> [Short problem] Transcribe the listing verbatim. Do not carry over any pictures.

> [Recorded data]
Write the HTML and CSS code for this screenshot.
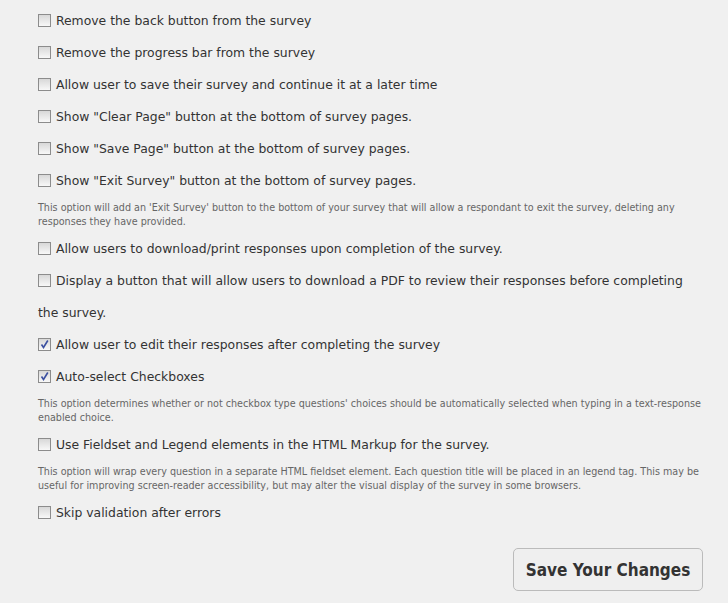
FILE: index.html
```html
<!DOCTYPE html>
<html>
<head>
<meta charset="utf-8">
<link rel="stylesheet" href="styles.css">
</head>
<body>
<div class="settings">
  <div class="opt"><label><input type="checkbox" class="cb"> Remove the back button from the survey</label></div>
  <div class="opt"><label><input type="checkbox" class="cb"> Remove the progress bar from the survey</label></div>
  <div class="opt"><label><input type="checkbox" class="cb"> Allow user to save their survey and continue it at a later time</label></div>
  <div class="opt"><label><input type="checkbox" class="cb"> Show "Clear Page" button at the bottom of survey pages.</label></div>
  <div class="opt"><label><input type="checkbox" class="cb"> Show "Save Page" button at the bottom of survey pages.</label></div>
  <div class="opt"><label><input type="checkbox" class="cb"> Show "Exit Survey" button at the bottom of survey pages.</label></div>
  <p class="note">This option will add an 'Exit Survey' button to the bottom of your survey that will allow a respondant to exit the survey, deleting any responses they have provided.</p>
  <div class="opt"><label><input type="checkbox" class="cb"> Allow users to download/print responses upon completion of the survey.</label></div>
  <div class="opt"><label><input type="checkbox" class="cb"> Display a button that will allow users to download a PDF to review their responses before completing the survey.</label></div>
  <div class="opt"><label><input type="checkbox" class="cb" checked> Allow user to edit their responses after completing the survey</label></div>
  <div class="opt"><label><input type="checkbox" class="cb" checked> Auto-select Checkboxes</label></div>
  <p class="note">This option determines whether or not checkbox type questions' choices should be automatically selected when typing in a text-response enabled choice.</p>
  <div class="opt"><label><input type="checkbox" class="cb"> Use Fieldset and Legend elements in the HTML Markup for the survey.</label></div>
  <p class="note">This option will wrap every question in a separate HTML fieldset element. Each question title will be placed in an legend tag. This may be useful for improving screen-reader accessibility, but may alter the visual display of the survey in some browsers.</p>
  <div class="opt"><label><input type="checkbox" class="cb"> Skip validation after errors</label></div>
  <div class="actions"><button class="save">Save Your Changes</button></div>
</div>
</body>
</html>
```
FILE: styles.css
```css
html, body {
  margin: 0;
  padding: 0;
  background: #f0f0f0;
}
body {
  font-family: "DejaVu Sans", Verdana, sans-serif;
  color: #333;
}
.settings {
  padding: 5px 12px 0 38px;
}
.opt {
  font-size: 12.4px;
  line-height: 32px;
  margin-right: 14px;
}
.cb {
  -webkit-appearance: none;
  appearance: none;
  width: 13px;
  height: 13px;
  margin: 0 1px 0 0;
  vertical-align: -2px;
  border: 1px solid #8c8c8c;
  background: linear-gradient(#d8d8d8, #f8f8f8);
  box-sizing: border-box;
}
.cb:checked {
  background: url("data:image/svg+xml;utf8,<svg xmlns='http://www.w3.org/2000/svg' width='11' height='11' viewBox='0 0 11 11'><path d='M2.5 5.5 L4.5 8.5 L8.8 1.5' fill='none' stroke='%233a4fa0' stroke-width='1.6'/></svg>") center/11px 11px no-repeat, linear-gradient(#d8d8d8, #f8f8f8);
}
.note {
  margin: 4px 0 5px;
  font-size: 9.6px;
  line-height: 13.5px;
  color: #666;
}
.actions {
  display: flex;
  justify-content: flex-end;
  padding: 19px 13px 0 0;
}
.save {
  font-family: "DejaVu Sans Condensed", "DejaVu Sans", sans-serif;
  font-weight: bold;
  font-size: 17px;
  white-space: nowrap;
  color: #333;
  width: 190px;
  height: 43px;
  background: #efefef;
  border: 1px solid #bbb;
  border-radius: 5px;
  margin: 0;
  padding: 0;
}
```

> [Written reply]
Write the HTML and CSS code for this screenshot.
FILE: index.html
```html
<!DOCTYPE html>
<html>
<head>
<meta charset="utf-8">
<link rel="stylesheet" href="styles.css">
</head>
<body>
<div class="settings">
  <div class="opt"><label><input type="checkbox" class="cb"> Remove the back button from the survey</label></div>
  <div class="opt"><label><input type="checkbox" class="cb"> Remove the progress bar from the survey</label></div>
  <div class="opt"><label><input type="checkbox" class="cb"> Allow user to save their survey and continue it at a later time</label></div>
  <div class="opt"><label><input type="checkbox" class="cb"> Show "Clear Page" button at the bottom of survey pages.</label></div>
  <div class="opt"><label><input type="checkbox" class="cb"> Show "Save Page" button at the bottom of survey pages.</label></div>
  <div class="opt"><label><input type="checkbox" class="cb"> Show "Exit Survey" button at the bottom of survey pages.</label></div>
  <p class="note">This option will add an 'Exit Survey' button to the bottom of your survey that will allow a respondant to exit the survey, deleting any responses they have provided.</p>
  <div class="opt"><label><input type="checkbox" class="cb"> Allow users to download/print responses upon completion of the survey.</label></div>
  <div class="opt"><label><input type="checkbox" class="cb"> Display a button that will allow users to download a PDF to review their responses before completing the survey.</label></div>
  <div class="opt"><label><input type="checkbox" class="cb" checked> Allow user to edit their responses after completing the survey</label></div>
  <div class="opt"><label><input type="checkbox" class="cb" checked> Auto-select Checkboxes</label></div>
  <p class="note">This option determines whether or not checkbox type questions' choices should be automatically selected when typing in a text-response enabled choice.</p>
  <div class="opt"><label><input type="checkbox" class="cb"> Use Fieldset and Legend elements in the HTML Markup for the survey.</label></div>
  <p class="note">This option will wrap every question in a separate HTML fieldset element. Each question title will be placed in an legend tag. This may be useful for improving screen-reader accessibility, but may alter the visual display of the survey in some browsers.</p>
  <div class="opt"><label><input type="checkbox" class="cb"> Skip validation after errors</label></div>
  <div class="actions"><button class="save">Save Your Changes</button></div>
</div>
</body>
</html>
```
FILE: styles.css
```css
html, body {
  margin: 0;
  padding: 0;
  background: #f0f0f0;
}
body {
  font-family: "DejaVu Sans", Verdana, sans-serif;
  color: #333;
}
.settings {
  padding: 5px 12px 0 38px;
}
.opt {
  font-size: 12.4px;
  line-height: 32px;
  margin-right: 14px;
}
.cb {
  -webkit-appearance: none;
  appearance: none;
  width: 13px;
  height: 13px;
  margin: 0 1px 0 0;
  vertical-align: -2px;
  border: 1px solid #8c8c8c;
  background: linear-gradient(#d8d8d8, #f8f8f8);
  box-sizing: border-box;
}
.cb:checked {
  background: url("data:image/svg+xml;utf8,<svg xmlns='http://www.w3.org/2000/svg' width='11' height='11' viewBox='0 0 11 11'><path d='M2.5 5.5 L4.5 8.5 L8.8 1.5' fill='none' stroke='%233a4fa0' stroke-width='1.6'/></svg>") center/11px 11px no-repeat, linear-gradient(#d8d8d8, #f8f8f8);
}
.note {
  margin: 4px 0 5px;
  font-size: 9.6px;
  line-height: 13.5px;
  color: #666;
}
.actions {
  display: flex;
  justify-content: flex-end;
  padding: 19px 13px 0 0;
}
.save {
  font-family: "DejaVu Sans Condensed", "DejaVu Sans", sans-serif;
  font-weight: bold;
  font-size: 17px;
  white-space: nowrap;
  color: #333;
  width: 190px;
  height: 43px;
  background: #efefef;
  border: 1px solid #bbb;
  border-radius: 5px;
  margin: 0;
  padding: 0;
}
```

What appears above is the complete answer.